Across the country, buses are being filled-from Portland, Seattle, Los
Angeles, Baltimore, Washington, Boston, Minneapolis, and other cities. Hundreds
of campus committees have chartered buses to join the bicoastal rallies.
The Philadelphia rally is set for City Hall at 1 p.m. There will be a
march through the center city.
International support
New support for Mumia has been gained in several other countries. In
Hamburg, Germany, over 5000 participated in a Feb. 20 mass march demanding
his freedom. The march was joined by thousands of Kurds who chanted for
Mumia and protested the U.S.-abetted kidnapping of Kurdish leader Abdullah
Ocalan.
The Brazilian Union of Education Workers in the state of Rio de Janeiro
voted to conduct two state-wide one-hour work stoppages, "to carry
out ... meetings to demand freedom for Mumia Abu-Jamal."
The case of Mumia Abu-Jamal has forced its way into the pages of the
nation's leading newspapers. The March 9, 1999, New York Times carried
a feature article on the growing campaign against the death penalty.
The Times observed that "Mumia's cause, emblazoned on posters
across the country, has attracted the interest of celebrities round the
world."
A generally favorable four-page article in the weekly Boston Phoenix,
titled, "There's Something About Mumia," noted that "Abu-Jamal's
advocates have shown a remarkable ability to cultivate support, especially
among youth."
The growing support for Mumia is fueled by a political environment where
police brutality, frameups, and murder have been exposed to millions as
being the norm in American society rather then the isolated exception.
Daily demonstrations in New York City have scored the racist police department
for its cold-blooded murder of 22-year-old Guinean immigrant Amadou Ahmed
Diallo.
Indeed, the open racism and criminal actions of police, prosecutors,
and city officials, in the past consciously concealed by the corporate press,
has reached such proportions that coverups can no longer be organized with
impunity.
A recent article in the Chicago Tribune is a case in point.

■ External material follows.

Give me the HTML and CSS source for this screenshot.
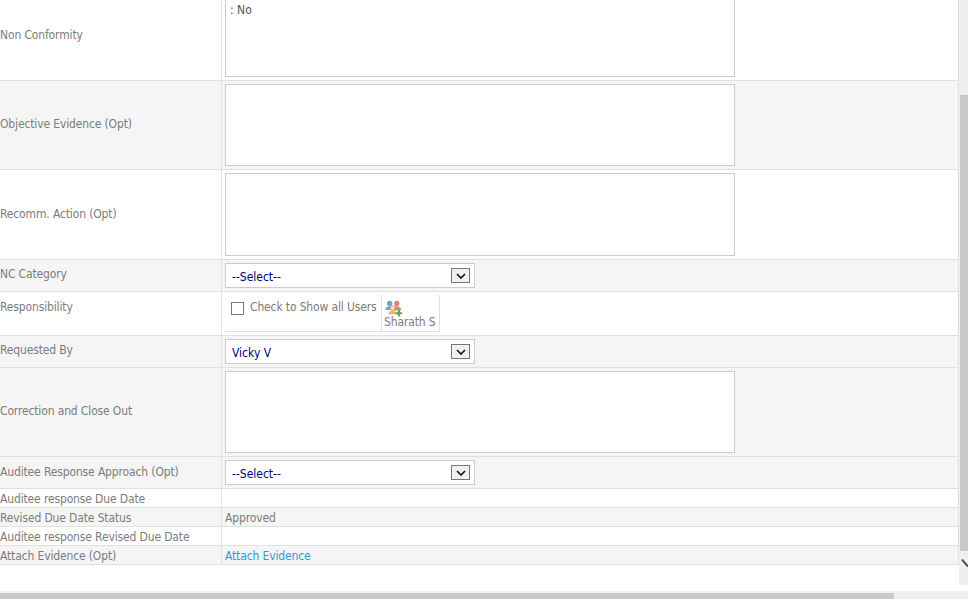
FILE: index.html
```html
<!DOCTYPE html>
<html lang="en">
<head>
<meta charset="utf-8">
<title>Non Conformity</title>
<link rel="stylesheet" href="styles.css">
</head>
<body>
<div class="viewport">
  <div class="main">
    <div class="form">
      <div class="row h80 clip">
        <div class="label mid first">Non Conformity</div>
        <div class="value clip"><textarea class="area area-top">: No</textarea></div>
      </div>
      <div class="row alt h89">
        <div class="label mid">Objective Evidence (Opt)</div>
        <div class="value"><textarea class="area area-82"></textarea></div>
      </div>
      <div class="row h90">
        <div class="label mid">Recomm. Action (Opt)</div>
        <div class="value"><textarea class="area area-83"></textarea></div>
      </div>
      <div class="row alt h32">
        <div class="label top top-a">NC Category</div>
        <div class="value"><div class="selectbox"><select class="select"><option>--Select--</option></select><span class="arrow"><svg width="10" height="6" viewBox="0 0 10 6"><path d="M1 1l4 4 4-4" fill="none" stroke="#111" stroke-width="1.6"/></svg></span></div></div>
      </div>
      <div class="row h44">
        <div class="label top top-b">Responsibility</div>
        <div class="value">
          <div class="resp">
            <label class="check"><input type="checkbox" class="box"><span>Check to Show all Users</span></label>
            <div class="user">
              <svg class="user-icon" width="17" height="17" viewBox="0 0 18 18">
                <circle cx="12.500" cy="3.600" r="2.800" fill="#e0807c"/>
                <path d="M8 11c0-3 1.800-4.400 4.500-4.400s4.500 1.400 4.500 4.400z" fill="#e0807c"/>
                <circle cx="5" cy="3.600" r="2.800" fill="#6fa0cf"/>
                <path d="M0.500 10.500c0-2.800 1.800-4 4.500-4s4 1.200 4 4z" fill="#6fa0cf"/>
                <circle cx="8" cy="8.500" r="2.400" fill="#fbe6c8" stroke="#e09a55" stroke-width="1"/>
                <path d="M3.500 15c0-2.500 2-3.500 4.500-3.500s4 1 4 3.500z" fill="#eeb06f"/>
                <path d="M11.500 13h2.300v-2.500h2v2.500h2.200v2h-2.200v2.500h-2v-2.500h-2.300z" fill="#4caf3c"/>
              </svg>
              <span class="user-name">Sharath S</span>
            </div>
          </div>
        </div>
      </div>
      <div class="row alt h32">
        <div class="label top top-a">Requested By</div>
        <div class="value"><div class="selectbox"><select class="select"><option>Vicky V</option></select><span class="arrow"><svg width="10" height="6" viewBox="0 0 10 6"><path d="M1 1l4 4 4-4" fill="none" stroke="#111" stroke-width="1.6"/></svg></span></div></div>
      </div>
      <div class="row alt h89">
        <div class="label mid">Correction and Close Out</div>
        <div class="value"><textarea class="area area-82"></textarea></div>
      </div>
      <div class="row alt h32">
        <div class="label top top-b">Auditee Response Approach (Opt)</div>
        <div class="value"><div class="selectbox"><select class="select"><option>--Select--</option></select><span class="arrow"><svg width="10" height="6" viewBox="0 0 10 6"><path d="M1 1l4 4 4-4" fill="none" stroke="#111" stroke-width="1.6"/></svg></span></div></div>
      </div>
      <div class="row h19">
        <div class="label small">Auditee response Due Date</div>
        <div class="value text"></div>
      </div>
      <div class="row alt h19">
        <div class="label small">Revised Due Date Status</div>
        <div class="value text">Approved</div>
      </div>
      <div class="row h19">
        <div class="label small">Auditee response Revised Due Date</div>
        <div class="value text"></div>
      </div>
      <div class="row alt h19">
        <div class="label small">Attach Evidence (Opt)</div>
        <div class="value text"><a class="link" href="#">Attach Evidence</a></div>
      </div>
    </div>
    <div class="vbar">
      <div class="vspace"></div>
      <div class="vthumb"></div>
      <div class="vend"><svg width="8" height="9" viewBox="0 0 8 9"><path d="M2 0.500l6 7" fill="none" stroke="#505050" stroke-width="2"/></svg></div>
    </div>
  </div>
  <div class="hbar"><div class="hthumb"></div></div>
</div>
</body>
</html>
```
FILE: styles.css
```css
html, body {
  margin: 0;
  padding: 0;
  background: #fff;
  overflow: hidden;
}
.viewport {
  width: 968px;
  height: 599px;
  display: flex;
  flex-direction: column;
  font-family: Tahoma, "DejaVu Sans Condensed", "Noto Sans", sans-serif;
  font-size: 12px;
  letter-spacing: -0.14px;
  color: #7c7c7c;
}
.main {
  display: flex;
  height: 585px;
  flex: none;
}
.form {
  width: 959px;
  flex: none;
  box-sizing: border-box;
  border-right: 1px solid #e0e0e0;
  height: 565px;
}
.row {
  display: grid;
  grid-template-columns: 221px 1fr;
  grid-template-rows: minmax(0, 1fr);
  box-sizing: border-box;
  border-bottom: 1px solid #e0e0e0;
}
.alt { background: #f5f5f5; }
.h80 { height: 81px; }
.h89 { height: 89px; }
.h90 { height: 90px; }
.h32 { height: 32px; }
.h44 { height: 44px; }
.h19 { height: 19px; }
.clip { overflow: hidden; }
.label {
  display: flex;
  white-space: nowrap;
}
.mid { align-items: center; padding-bottom: 2px; }
.first { padding-bottom: 10px; }
.small { align-items: center; padding-top: 1px; }
.top { align-items: flex-start; }
.top-a { padding-top: 7px; }
.top-b { padding-top: 8px; }
.value {
  border-left: 1px solid #e0e0e0;
  padding-left: 3px;
  display: flex;
  align-items: center;
  background: inherit;
}
.text { padding-top: 1px; }
.area {
  width: 510px;
  box-sizing: border-box;
  border: 1px solid #ccc;
  background: #fff;
  margin: 0;
  padding: 4px;
  font: inherit;
  letter-spacing: normal;
  color: #555;
  resize: none;
  outline: none;
  display: block;
}
.area-top { height: 79px; flex: none; align-self: flex-end; margin-bottom: 3px; }
.area-82 { height: 82px; }
.area-83 { height: 83px; }
.selectbox {
  position: relative;
  width: 250px;
  height: 25px;
}
.select {
  width: 100%;
  height: 100%;
  appearance: none;
  box-sizing: border-box;
  border: 1px solid #ccc;
  background: #fff;
  color: #000080;
  font: inherit;
  letter-spacing: normal;
  padding: 2px 0 0 6px;
  margin: 0;
  border-radius: 0;
  outline: none;
}
.arrow {
  position: absolute;
  right: 5px;
  top: 5px;
  width: 19px;
  height: 15px;
  box-sizing: border-box;
  border: 1px solid #777;
  background: #f0f0f0;
  display: flex;
  align-items: center;
  justify-content: center;
}
.resp {
  display: flex;
  align-self: flex-start;
  height: 36px;
  margin-top: 3px;
  border-bottom: 1px solid #e0e0e0;
}
.check {
  display: flex;
  align-items: flex-start;
  gap: 6px;
  padding: 5px 0 0 6px;
  width: 156px;
  box-sizing: border-box;
  white-space: nowrap;
}
.box {
  appearance: none;
  width: 13px;
  height: 13px;
  margin: 2px 0 0;
  border: 1px solid #777;
  background: #fff;
  flex: none;
}
.user {
  border-left: 1px solid #e0e0e0;
  border-right: 1px solid #e0e0e0;
  width: 59px;
  box-sizing: border-box;
  padding: 5px 0 0 2px;
  display: flex;
  flex-direction: column;
  align-items: flex-start;
}
.user-icon { display: block; flex: none; margin-left: 1px; }
.user-name { line-height: 14px; margin-top: -2px; white-space: nowrap; }
.link { color: #2a9ae0; text-decoration: none; }
.vbar {
  width: 9px;
  flex: none;
  background: #efefef;
  display: flex;
  flex-direction: column;
  align-items: flex-end;
}
.vspace { height: 95px; flex: none; }
.vthumb {
  width: 8px;
  height: 456px;
  background: #c8c8c8;
  flex: none;
}
.vend {
  width: 8px;
  height: 34px;
  overflow: hidden;
  padding-top: 8px;
  box-sizing: border-box;
}
.vend svg { display: block; }
.hbar {
  margin-top: 6px;
  height: 8px;
  background: #efefef;
  flex: none;
}
.hthumb {
  width: 894px;
  height: 6px;
  margin-top: 2px;
  background: #c8c8c8;
}
```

The
article is titled, "Study: D.A.s lie, conceal evidence to win cases,"
and subtitled, "Of 381 verdicts overturned, 67 defendants had faced
execution."
It begins, "With impunity, prosecutors across the country have violated
their oaths and the law, committing the worst kinds of deception in the
most serious of cases.
"They have persecuted Black men, hiding evidence the real killers
were white. They have persecuted a wife, hiding evidence her husband committed
suicide. ... They do it to win. They do it because they won't get punished.
They have done it to defendants who came within hours of being executed,
only to be exonerated."
There is growing understanding in the United States that justice in capitalist
America is a commodity available only to the rich and powerful. Mumia's
case has united a diverse and broad range of forces who have come to question
the myth of American democracy and fair play.
The overwhelming evidence accumulated by his defense team that demonstrates
Mumia's innocence has combined with growing demands in this country and
internationally to demand that he receive a new trial now.
There is only one plausible explanation for the incredible support won
by Mumia from trade unionists, human rights and faith-based organizations,
European governments, city governments from San Francisco to Detroit, and
civil liberties groups.
This broad support reflects the broad and growing awareness that police
frameups, coverups, murder, and brutality-assisted by city and state prosecutors
who work at the behest of the state power-as a matter of course, rather
than as an exception to the rule, lie, cheat, and steal to achieve their
racist ends.
The struggle for Mumia's freedom is coalescing a new national movement
which seeks to make the price of Mumia's murder too high to pay.